**TASK TO CARRY OUT**: Give the data below again exactly as written, without its pictures.

%%

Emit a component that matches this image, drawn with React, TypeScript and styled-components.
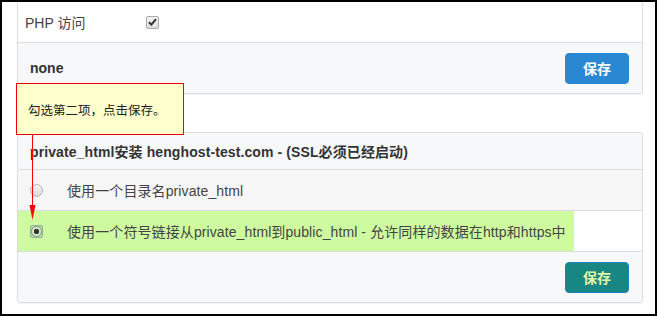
import React from 'react';
import styled, { createGlobalStyle } from 'styled-components'

const GlobalStyle = createGlobalStyle`
  body {
    margin: 0;
    font-family: "Liberation Sans", "Noto Sans CJK SC", sans-serif;
    color: #333;
  }
`

const Frame = styled.div`
  position: relative;
  width: 657px;
  height: 316px;
  box-sizing: border-box;
  border: 2px solid #000;
  background: #fff;
  padding: 0 12px 0 15px;
  overflow: hidden;
`
const Panel = styled.div<{ $cut?: boolean; $gap?: number }>`
  border: 1px solid #ddd;
  border-top-width: ${p => (p.$cut ? 0 : 1)}px;
  border-radius: ${p => (p.$cut ? '0 0 3px 3px' : '3px')};
  margin-top: ${p => p.$gap || 0}px;
  background: #fff;
  box-shadow: 0 1px 1px rgba(0, 0, 0, 0.05);
  overflow: hidden;
`
const FieldRow = styled.div`
  display: flex;
  align-items: center;
  height: 40px;
  padding-left: 7px;
  border-bottom: 1px solid #ddd;
  font-size: 14px;
`
const FieldLabel = styled.span`
  width: 121px;
  color: #444;
`
const CheckBox = styled.span`
  width: 11px;
  height: 11px;
  border: 1px solid #a9a9a9;
  border-radius: 2px;
  background: linear-gradient(#f4f4f4, #dedede);
  display: flex;
  align-items: center;
  justify-content: center;
`
const Footer = styled.div`
  height: 50px;
  display: flex;
  align-items: center;
  justify-content: space-between;
  padding: 0 13px 0 12px;
  background: #f7f8fa;
`
const Title = styled.span`
  font-weight: bold;
  font-size: 14px;
`
const Button = styled.button<{ $bg: string; $fg: string; $edge: string }>`
  width: 64px;
  height: 31px;
  border: 1px solid ${p => p.$edge};
  border-radius: 4px;
  background: ${p => p.$bg};
  color: ${p => p.$fg};
  font-family: "Noto Sans CJK SC", sans-serif;
  font-weight: bold;
  font-size: 14px;
  padding: 0;
`
const Header = styled.div`
  height: 36px;
  display: flex;
  align-items: center;
  padding-left: 12px;
  background: #f7f8fa;
  border-bottom: 1px solid #ddd;
  font-weight: bold;
  font-size: 14px;
  letter-spacing: 0.1px;
`
const OptionRow = styled.div<{ $bg: string }>`
  height: 40px;
  display: flex;
  background: ${p => p.$bg};
  border-bottom: 1px solid #ddd;
  font-size: 14px;
`
const Mark = styled.div<{ $on?: boolean }>`
  display: flex;
  align-items: center;
  padding-left: 12px;
  width: ${p => (p.$on ? '544px' : 'auto')};
  background: ${p => (p.$on ? '#cefb9f' : 'transparent')};
`
const RadioBox = styled.span<{ $on?: boolean }>`
  width: 13px;
  height: 13px;
  box-sizing: border-box;
  margin-right: 24px;
  display: flex;
  align-items: center;
  justify-content: center;
  border: ${p => (p.$on ? '1px solid #8fb59a' : 'none')};
  border-radius: 2px;
  background: ${p => (p.$on ? '#b7d9b0' : 'transparent')};
`
const Radio = styled.span<{ $on?: boolean }>`
  width: ${p => (p.$on ? 9 : 11)}px;
  height: ${p => (p.$on ? 9 : 11)}px;
  border-radius: 50%;
  border: 1px solid ${p => (p.$on ? '#7f9a78' : '#b5b5b5')};
  background: ${p => (p.$on ? 'radial-gradient(circle, #2f3a2f 0 2.5px, #dfe9c8 3px)' : 'linear-gradient(#f3f3f3, #dadada)')};
`
const OptionText = styled.span`
  color: #444;
  letter-spacing: 0.1px;
`
const Callout = styled.div`
  position: absolute;
  left: 14px;
  top: 81px;
  width: 168px;
  height: 52px;
  box-sizing: border-box;
  border: 1px solid #e00;
  background: #ffffcc;
  display: flex;
  align-items: center;
  padding-left: 11px;
  font-family: "Noto Sans CJK SC", sans-serif;
  font-size: 12.5px;
  color: #222;
`
const Arrow = styled.svg`
  position: absolute;
  left: 25px;
  top: 133px;
`

const App = () => {
  return (
    <Frame>
      <GlobalStyle />
      <Panel $cut>
        <FieldRow>
          <FieldLabel>PHP 访问</FieldLabel>
          <CheckBox>
            <svg width="9" height="8" viewBox="0 0 9 8">
              <path d="M1 4.2 L3.4 6.6 L8 1.2" fill="none" stroke="#333" strokeWidth="2" />
            </svg>
          </CheckBox>
        </FieldRow>
        <Footer>
          <Title>none</Title>
          <Button $bg="#2a88d2" $fg="#fff" $edge="#2a88d2">保存</Button>
        </Footer>
      </Panel>

      <Panel $gap={38}>
        <Header>private_html安装 henghost-test.com - (SSL必须已经启动)</Header>
        <OptionRow $bg="#f6f6f6">
          <Mark>
            <RadioBox><Radio /></RadioBox>
            <OptionText>使用一个目录名private_html</OptionText>
          </Mark>
        </OptionRow>
        <OptionRow $bg="#fff">
          <Mark $on>
            <RadioBox $on><Radio $on /></RadioBox>
            <OptionText>使用一个符号链接从private_html到public_html - 允许同样的数据在http和https中</OptionText>
          </Mark>
        </OptionRow>
        <Footer>
          <span />
          <Button $bg="#188682" $fg="#e2f7a4" $edge="#1f7fbf">保存</Button>
        </Footer>
      </Panel>

      <Callout>勾选第二项，点击保存。</Callout>
      <Arrow width="11" height="86" viewBox="0 0 11 86">
        <line x1="5.5" y1="0" x2="5.5" y2="72" stroke="#f00" strokeWidth="1" />
        <path d="M2.5 70 L8.5 70 L5.5 85 Z" fill="#f00" />
      </Arrow>
    </Frame>
  );
}

export default App;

%%

**EXERCISE RESULT**:
Emit a component that matches this image, drawn with React, TypeScript and styled-components.
import React from 'react';
import styled, { createGlobalStyle } from 'styled-components'

const GlobalStyle = createGlobalStyle`
  body {
    margin: 0;
    font-family: "Liberation Sans", "Noto Sans CJK SC", sans-serif;
    color: #333;
  }
`

const Frame = styled.div`
  position: relative;
  width: 657px;
  height: 316px;
  box-sizing: border-box;
  border: 2px solid #000;
  background: #fff;
  padding: 0 12px 0 15px;
  overflow: hidden;
`
const Panel = styled.div<{ $cut?: boolean; $gap?: number }>`
  border: 1px solid #ddd;
  border-top-width: ${p => (p.$cut ? 0 : 1)}px;
  border-radius: ${p => (p.$cut ? '0 0 3px 3px' : '3px')};
  margin-top: ${p => p.$gap || 0}px;
  background: #fff;
  box-shadow: 0 1px 1px rgba(0, 0, 0, 0.05);
  overflow: hidden;
`
const FieldRow = styled.div`
  display: flex;
  align-items: center;
  height: 40px;
  padding-left: 7px;
  border-bottom: 1px solid #ddd;
  font-size: 14px;
`
const FieldLabel = styled.span`
  width: 121px;
  color: #444;
`
const CheckBox = styled.span`
  width: 11px;
  height: 11px;
  border: 1px solid #a9a9a9;
  border-radius: 2px;
  background: linear-gradient(#f4f4f4, #dedede);
  display: flex;
  align-items: center;
  justify-content: center;
`
const Footer = styled.div`
  height: 50px;
  display: flex;
  align-items: center;
  justify-content: space-between;
  padding: 0 13px 0 12px;
  background: #f7f8fa;
`
const Title = styled.span`
  font-weight: bold;
  font-size: 14px;
`
const Button = styled.button<{ $bg: string; $fg: string; $edge: string }>`
  width: 64px;
  height: 31px;
  border: 1px solid ${p => p.$edge};
  border-radius: 4px;
  background: ${p => p.$bg};
  color: ${p => p.$fg};
  font-family: "Noto Sans CJK SC", sans-serif;
  font-weight: bold;
  font-size: 14px;
  padding: 0;
`
const Header = styled.div`
  height: 36px;
  display: flex;
  align-items: center;
  padding-left: 12px;
  background: #f7f8fa;
  border-bottom: 1px solid #ddd;
  font-weight: bold;
  font-size: 14px;
  letter-spacing: 0.1px;
`
const OptionRow = styled.div<{ $bg: string }>`
  height: 40px;
  display: flex;
  background: ${p => p.$bg};
  border-bottom: 1px solid #ddd;
  font-size: 14px;
`
const Mark = styled.div<{ $on?: boolean }>`
  display: flex;
  align-items: center;
  padding-left: 12px;
  width: ${p => (p.$on ? '544px' : 'auto')};
  background: ${p => (p.$on ? '#cefb9f' : 'transparent')};
`
const RadioBox = styled.span<{ $on?: boolean }>`
  width: 13px;
  height: 13px;
  box-sizing: border-box;
  margin-right: 24px;
  display: flex;
  align-items: center;
  justify-content: center;
  border: ${p => (p.$on ? '1px solid #8fb59a' : 'none')};
  border-radius: 2px;
  background: ${p => (p.$on ? '#b7d9b0' : 'transparent')};
`
const Radio = styled.span<{ $on?: boolean }>`
  width: ${p => (p.$on ? 9 : 11)}px;
  height: ${p => (p.$on ? 9 : 11)}px;
  border-radius: 50%;
  border: 1px solid ${p => (p.$on ? '#7f9a78' : '#b5b5b5')};
  background: ${p => (p.$on ? 'radial-gradient(circle, #2f3a2f 0 2.5px, #dfe9c8 3px)' : 'linear-gradient(#f3f3f3, #dadada)')};
`
const OptionText = styled.span`
  color: #444;
  letter-spacing: 0.1px;
`
const Callout = styled.div`
  position: absolute;
  left: 14px;
  top: 81px;
  width: 168px;
  height: 52px;
  box-sizing: border-box;
  border: 1px solid #e00;
  background: #ffffcc;
  display: flex;
  align-items: center;
  padding-left: 11px;
  font-family: "Noto Sans CJK SC", sans-serif;
  font-size: 12.5px;
  color: #222;
`
const Arrow = styled.svg`
  position: absolute;
  left: 25px;
  top: 133px;
`

const App = () => {
  return (
    <Frame>
      <GlobalStyle />
      <Panel $cut>
        <FieldRow>
          <FieldLabel>PHP 访问</FieldLabel>
          <CheckBox>
            <svg width="9" height="8" viewBox="0 0 9 8">
              <path d="M1 4.2 L3.4 6.6 L8 1.2" fill="none" stroke="#333" strokeWidth="2" />
            </svg>
          </CheckBox>
        </FieldRow>
        <Footer>
          <Title>none</Title>
          <Button $bg="#2a88d2" $fg="#fff" $edge="#2a88d2">保存</Button>
        </Footer>
      </Panel>

      <Panel $gap={38}>
        <Header>private_html安装 henghost-test.com - (SSL必须已经启动)</Header>
        <OptionRow $bg="#f6f6f6">
          <Mark>
            <RadioBox><Radio /></RadioBox>
            <OptionText>使用一个目录名private_html</OptionText>
          </Mark>
        </OptionRow>
        <OptionRow $bg="#fff">
          <Mark $on>
            <RadioBox $on><Radio $on /></RadioBox>
            <OptionText>使用一个符号链接从private_html到public_html - 允许同样的数据在http和https中</OptionText>
          </Mark>
        </OptionRow>
        <Footer>
          <span />
          <Button $bg="#188682" $fg="#e2f7a4" $edge="#1f7fbf">保存</Button>
        </Footer>
      </Panel>

      <Callout>勾选第二项，点击保存。</Callout>
      <Arrow width="11" height="86" viewBox="0 0 11 86">
        <line x1="5.5" y1="0" x2="5.5" y2="72" stroke="#f00" strokeWidth="1" />
        <path d="M2.5 70 L8.5 70 L5.5 85 Z" fill="#f00" />
      </Arrow>
    </Frame>
  );
}

export default App;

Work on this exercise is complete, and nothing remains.